St. Paul, MN, USA
I'm not Vietnamese or a Vietnam vet and I was only a little girl when the war ended but America's involvement in S.E. Asia has had a major impact on my life. I don't remember the events of April 30, 1975, but I made an entry in my diary soon after about POWs coming home, and ever since then I've felt deeply drawn to that part of the world.
In 1980 our high school had a large group of refugees from S.E. Asia. They didn't mix with the American students. I saw the Asian students there in their own classroom and was overcome with curiosity, so I volunteered to be a peer tutor. I was endlessly fascinated by these students and their lives before America. They told me about Vietnam and Laos and Cambodia, they taught me to eat with chopsticks and to love fish sauce, and they shared their heartbreak. I learned about wearing little red scarves in school, family members who were dead or missing, exchanges of hoarded gold for room on creaky boats which set out in pirate-infested waters, and refugee camps with monotonous meals of canned beans and rice.
In college I worked as a tutor in the Asian center, and again spent many hours with my students learning about their pre-America lives. There was the shy accounting student who told me he was a "sky soldier" with long hair and a big gun in Laos, the vivacious math student who talked about the shock of using a western toilet on the airplane, and fragile Coung with the amazing literary skills who wrote of her escape from Vietnam in broken English that sounded like poetry.
I began to learn a little Vietnamese and could make small jokes with my new friends. They persuaded me to perform at their Tet celebration that year. A young woman taught me an old Vietnamese folk song, and another loaned me her ao dai--the traditional long dress worn by Vietnamese women.
That night the auditorium was packed. I hadn't anticipated so many people watching me sing with my weak voice. The celebration started with the presentation of the South Vietnamese flag and the melancholy music of their national anthem. I found myself in tears thinking of so many people exiled from their homes.
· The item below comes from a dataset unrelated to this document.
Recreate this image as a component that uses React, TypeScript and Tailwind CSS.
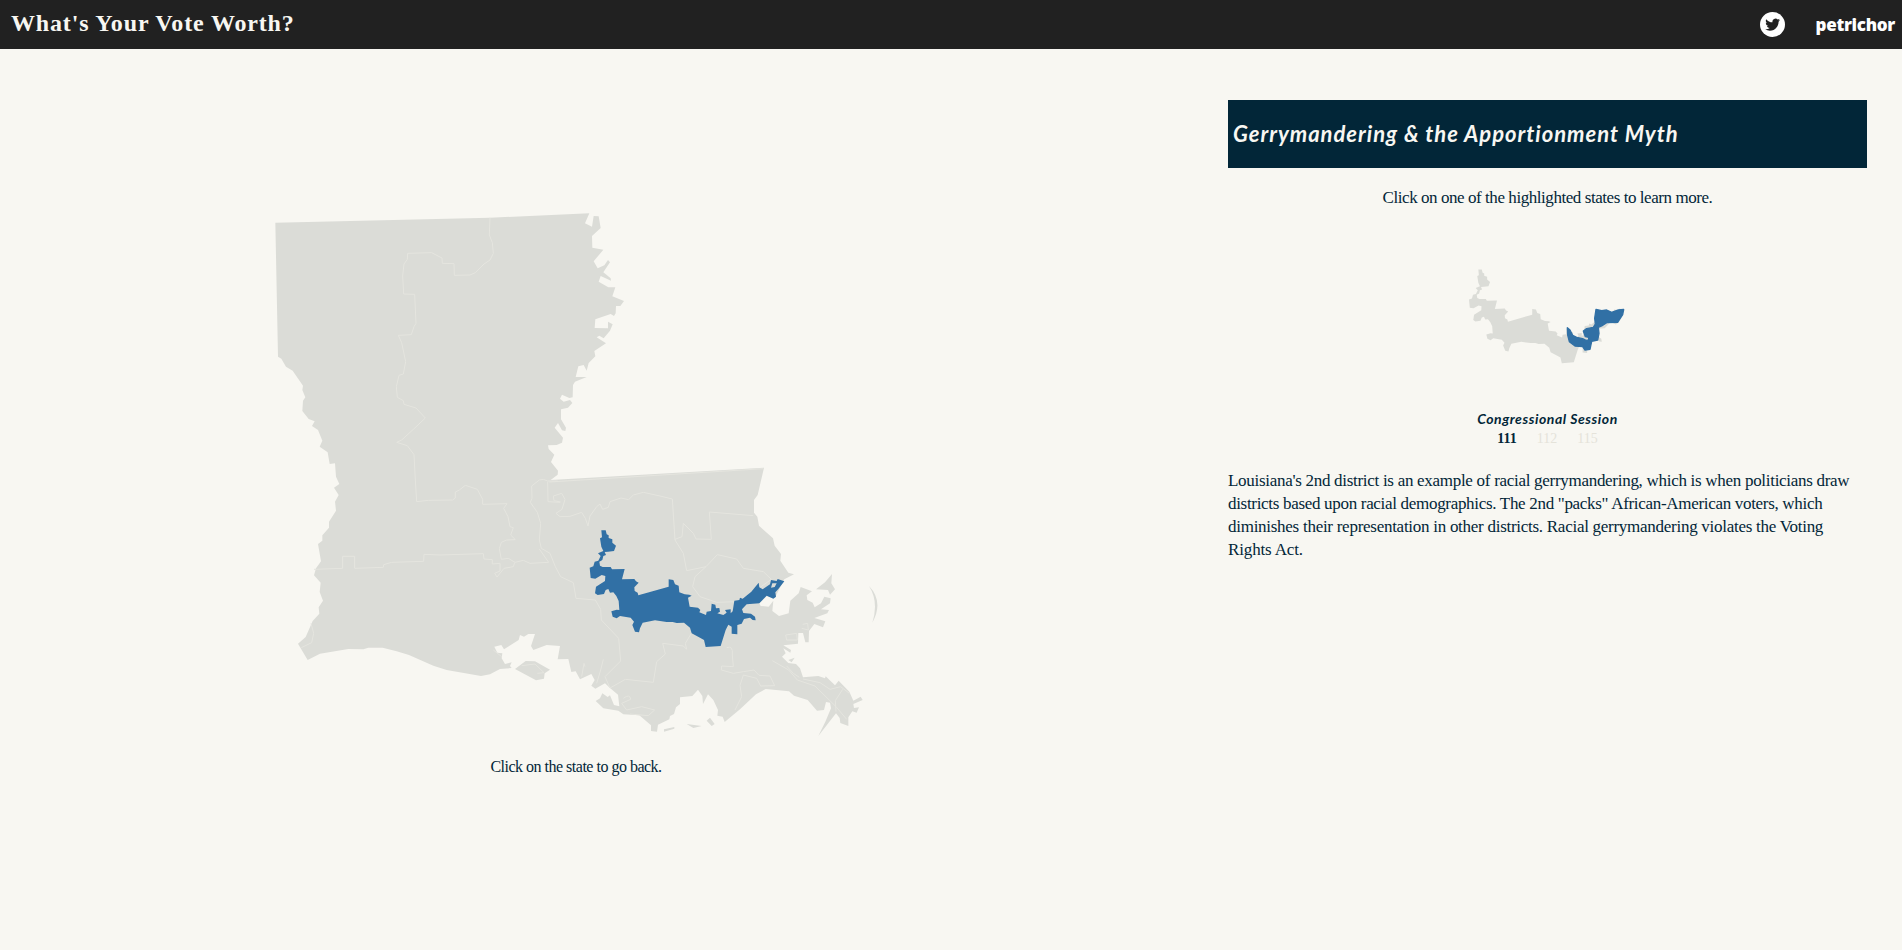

When I appeared on stage in my borrowed ao dai the audience applauded. I sang in Vietnamese about a girl who rebels against her parents to see her boyfriend and then lies about it. I asked in English, "Do you believe me?" and the audience roared "NO!" I shrugged my shoulders and said, "Neither did my mother!" Their laughter carried generosity toward my off-key singing, along with amusement and appreciation for my heavily accented Vietnamese.
For years after that performance almost any time I was in a local Vietnamese restaurant someone would approach me and excitedly point and name the song. Just a few years ago a waitress approached me as I was eating pho, a kind of noodle soup. "Aren't you Jennifer?" she asked.
My relationships within the Vietnamese community here helped to fuel my curiosity and interest in that part of the world. Their friendliness and generosity encouraged me to think that I'd be safe traveling in foreign lands. Since those college days I have studied Chinese and Japanese, and lived and worked and studied and traveled throughout Asia.
I feel so much gratitude toward the Vietnamese people here in the Twin Cities, for their kindness and willingness to share their stories and culture with me. I have often felt a sense of wonder that such a terrible tragedy in a place so far away could have ripple effects that influenced my life in a positive way. Their presence here truly opened the world to me, and I'm always humbled to recall that their presence in my life is a result of war.
In all these years I have not managed to make it to Vietnam. It's at the top of my travel list now, and I eagerly read accounts of other people's travels there. I hope to get there soon. I've always suspected it will feel like coming home.